I'm thinking of creating a virtual charity-regulator game. You begin with £30m, 450 staff, and 180,000 charities to regulate.
You could split resources between:
• using guidance, advice or legal powers to enable charities to work effectively;
• registering new charities;
• ensuring that all charities understand and operate for their purposes and the public benefit;
• obtaining and scrutinising accounts;
• identifying, investigating and resolving really serious problems; and
• providing accurate public information about charities.

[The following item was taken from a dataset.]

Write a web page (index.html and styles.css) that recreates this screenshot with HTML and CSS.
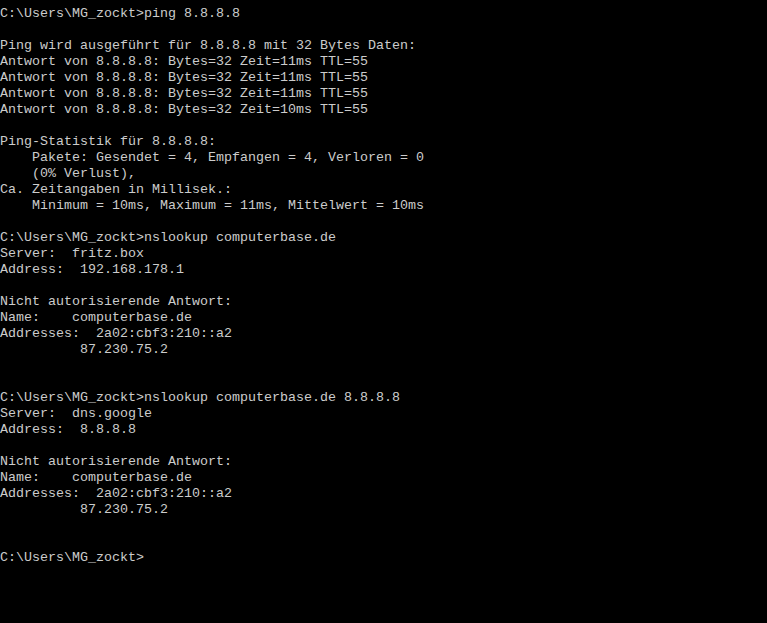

There are things you must do, such as keep an up-to-date register, ensure that charities submit accounts, deal with serious issues, and raise awareness and understanding of public benefit. You must cover your core running costs. Oh, and there are annual budget reductions. If someone disagreed with your actions, they could take you to a tribunal, resulting in legal costs or a fine. Of course, a player could quickly find they had spent everything on one or two activities (for example scrutinising 70,000 accounts, leaving no resources to resolve any problems they found).
So much for the fantasy. Our daily reality is that we have to effectively regulate a sector for which trust and confidence are vital, in the face of ever-rising public expectations and ever-diminishing resources. We never did, and certainly never will, have sufficient resources to do everything, so we set priorities by assessing what are the greatest risks to charities and to public confidence in them. Fortunately we have many years’ experience of doing this.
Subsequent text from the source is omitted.